I was on the bus today [five days ago, actually], and a baby who was old enough to walk but not talking yet, was there. She liked me. Unfortunately, when I smiled at her, she started peddling her legs violently, kicking her poor delicate mother in the gut. The bus ride was long, and each glance from me made her more excited and likely to hurt her mom. The last time I looked at her, she squawked like a bird, jumped off her mother’s lap, and ran, breathing rapidly, to another seat, which she began to bang with her fists, looking back at me and smiling every few seconds while squawking. So from then on I didn’t look back, although I knew she was staring at me. The man across from me was also staring at me – I never know why, if someone’s heard about me or notices I’m foreign or what – also.
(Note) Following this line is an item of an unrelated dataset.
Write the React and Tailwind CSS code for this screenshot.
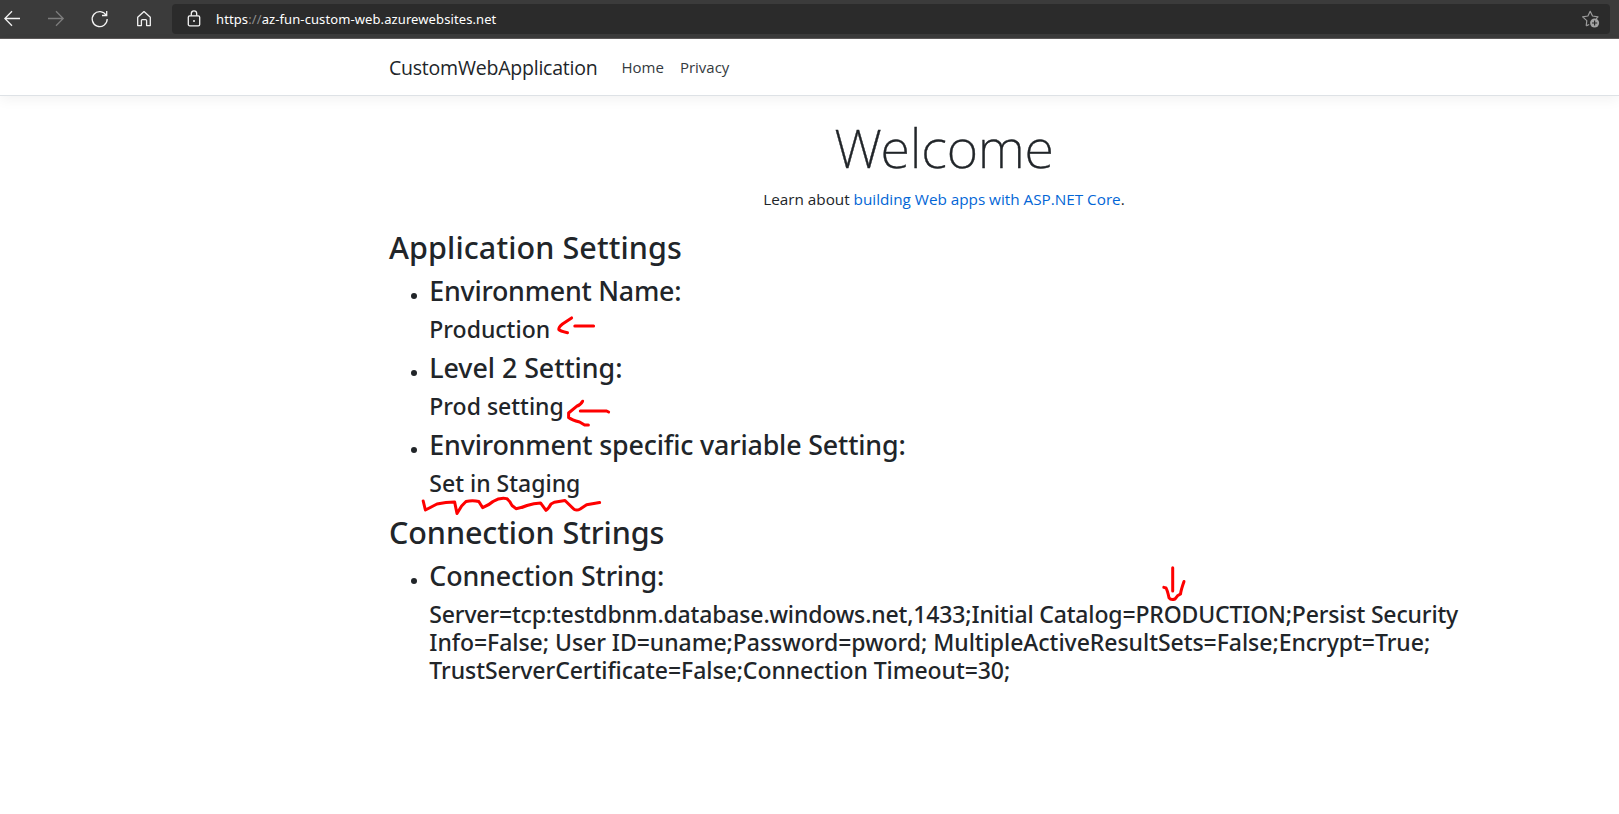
function BrowserBar() {
  return (
    <div className="flex h-[39px] items-start border-b border-[#5d5a5a] bg-[#3b3b3b] pr-[9px] pl-1">
      <div className="flex h-[38px] w-[168px] items-center">
        <svg className="h-[38px] w-[150px]" viewBox="4 0 150 38" fill="none" stroke="#f3f3f3" strokeWidth="1.3">
          <path d="M20 18.5H4.8M12 11.3L4.8 18.5L12 25.7" />
          <path d="M48 18.5H63.2M56 11.3L63.2 18.5L56 25.7" stroke="#7d7d7d" />
          <path d="M106.2 15.3A7.5 7.5 0 1 0 107.2 19M106.7 10.9V15.5H102" />
          <path d="M137.7 17.2L144 11.6L150.3 17.2V25.6H146.6V20.6Q146.6 19.6 145.6 19.6H142.4Q141.4 19.6 141.4 20.6V25.6H137.7Z" strokeLinejoin="round" />
        </svg>
      </div>
      <div className="mt-1 flex h-[30px] flex-1 items-center rounded bg-[#2b2b2b] pr-[10px] pl-[15px]">
        <svg className="h-[18px] w-[14px]" viewBox="0 0 14 18" fill="none" stroke="#f3f3f3" strokeWidth="1.3">
          <rect x="1.3" y="5.8" width="11.4" height="10" rx="1.4" />
          <path d="M4.3 5.8V3.6a2.7 2.7 0 0 1 5.4 0v2.2" />
          <circle cx="7" cy="11" r="1" fill="#f3f3f3" stroke="none" />
        </svg>
        <span className="ml-[15px] text-[13px] leading-[30px] tracking-[0.1px] whitespace-nowrap text-white">
          https<span className="text-[#8d8d8d]">://</span>az-fun-custom-web.azurewebsites.net
        </span>
        <svg className="ml-auto h-[18px] w-[19px]" viewBox="0 0 19 18" fill="none" stroke="#9b9b9b" strokeWidth="1.2">
          <path d="M5.2 15.9L5.8 10.6L1.6 6.9L6.9 6L9.2 1.3L11.5 6L17 6.9L15.2 8.8M5.2 15.9L8.2 14.5" strokeLinejoin="round" />
          <circle cx="13.6" cy="13" r="4.5" fill="#a3a3a3" stroke="none" />
          <path d="M13.6 10.4V15.6M11 13H16.2" stroke="#2b2b2b" />
        </svg>
      </div>
    </div>
  );
}

function Item({ title, titleClass = "", children }) {
  return (
    <li className="mb-2 flex">
      <span className="mt-[19px] mr-[12.3px] ml-[22px] size-[6px] shrink-0 rounded-full bg-[#212529]" />
      <div className="whitespace-nowrap">
        <h3 className={"mb-2 text-[26.8px] leading-[33px] font-medium " + titleClass}>{title}</h3>
        <h4 className="text-[23px] leading-[28.2px] font-medium">{children}</h4>
      </div>
    </li>
  );
}

function Annotations() {
  return (
    <svg
      className="pointer-events-none absolute top-0 left-0 h-[814px] w-[1619px]"
      viewBox="0 0 1619 814"
      fill="none"
      stroke="#fe0000"
      strokeWidth="3"
      strokeLinecap="round"
      strokeLinejoin="round"
    >
      <path d="M571.6 317.9L562.5 324Q558.6 327 558.8 329.5Q560 331 567.5 332.7M574.8 325.9H593.6" />
      <path d="M582.6 401.2Q580.6 405 576.6 406.3L568.6 413V417.5Q571.6 420 579.6 422L584.6 425H588.4M580.3 411H606.6L608.6 412" />
      <path d="M423.2 501L425.4 510L437 504Q446 502 454.6 501.9L457 513.5L461.6 506L466 501.5Q472.6 499.9 478.8 501.5L482.7 507.7Q489 505 493 501.5Q500 497.2 506.6 498.6Q510 501 512 505.5L516 508.7Q521 508 527 505.5Q534 503 540.5 502.9L546 510.3Q549 508 551 504L554.3 502.2L565 500.5L574 509.3Q577 511 580.2 509L586.6 504.8L599.6 502.6" />
      <path d="M1172.7 567.7V591M1163.8 587.4L1166 588Q1167.5 590.5 1169 597.8Q1171 600.5 1175 599L1177.5 595.8L1180.5 594Q1181 590 1184 581.5" />
    </svg>
  );
}

export default function App() {
  return (
    <div className="relative h-[814px] w-[1619px] overflow-hidden bg-white font-['Noto_Sans','Open_Sans',sans-serif] text-[#212529]">
      <BrowserBar />
      <header className="flex h-[57px] items-center border-b border-[#dee2e6] pl-[389px] font-['Open_Sans',sans-serif] shadow-[0_4px_12px_rgba(0,0,0,0.05)]">
        <span className="w-[232.5px] pt-px text-[19.5px] tracking-[-0.22px]">CustomWebApplication</span>
        <nav className="flex gap-4 text-[15px] text-[#343a40]">
          <a>Home</a>
          <a>Privacy</a>
        </nav>
      </header>
      <main className="ml-[389px] w-[1110px] pt-[18px]">
        <div className="text-center">
          <h1 className="text-[54px] leading-[66px] font-extralight tracking-[-0.2px] [-webkit-text-stroke:0.4px_#212529]">Welcome</h1>
          <p className="mt-[7px] font-['Open_Sans',sans-serif] text-[15.3px] leading-6 tracking-[-0.02px]">
            Learn about <a className="text-[#0366d6]">building Web apps with ASP.NET Core</a>.
          </p>
        </div>
        <section className="mt-[17px]">
          <h2 className="mb-2 text-[30.5px] leading-[38px] font-medium tracking-[0.1px]">Application Settings</h2>
          <ul>
            <Item title="Environment Name:" titleClass="tracking-[-0.24px]">Production</Item>
            <Item title="Level 2 Setting:" titleClass="tracking-[-0.04px]">Prod setting</Item>
            <Item title="Environment specific variable Setting:" titleClass="tracking-[-0.16px]">Set in Staging</Item>
          </ul>
        </section>
        <section className="mt-[15px]">
          <h2 className="mb-2 text-[30.5px] leading-[38px] font-medium tracking-[-0.08px]">Connection Strings</h2>
          <ul>
            <Item title="Connection String:" titleClass="tracking-[-0.14px]">
              <span className="tracking-[-0.16px]">Server=tcp:testdbnm.database.windows.net,1433;Initial Catalog=PRODUCTION;Persist Security</span>
              <br />
              <span className="tracking-[-0.04px]">Info=False; User ID=uname;Password=pword; MultipleActiveResultSets=False;Encrypt=True;</span>
              <br />
              <span className="tracking-[-0.06px]">TrustServerCertificate=False;Connection Timeout=30;</span>
            </Item>
          </ul>
        </section>
      </main>
      <Annotations />
    </div>
  );
}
I began to sneeze. Three, four, five times. (I’ve been having bad allergies) “Gesundheit,” he said, unexpectedly. “Rakhmet,” (Thank you, in Kazakh) I said, also unexpectedly.

bugs

I think bugs may in fact be a weather type. I think our weatherpeople ought to report the air saturation of bugs. So here it’s 30 degrees C, about 60% humidity, with a 70% bug saturation, up to 90% saturation around people who have been outside for over 30 seconds. And speaking of bugs, I’m not at all sure I don’t have fleas or something. Bugs are always coming out of my hair, my clothes, my ears. I spent some time in front of the mirror, inspecting for an infestation and washed my hair before I was scheduled to, and it didn’t turn up anything conclusive. One of the floor rugs definitely has fleas. I think I can attribute most of this problem to the fact that there are bugs everywhere else. So, why not on me?

health

My regional manager, in the throes of a nutrition regimen, is spreading the gospel of water: if you drink water, you will look young, like an American. In the wake of her visit to Uralsk, everyone suddenly has plain water on the table – virtually unheard of. They say they want to look young, like Susan’s mother, or young, like Susan’s grandmothers (whom they’ve seen in photos). No one says she wants to look young, like Susan, because I look about 16 to most locals, which is not nearly as nice as being 24.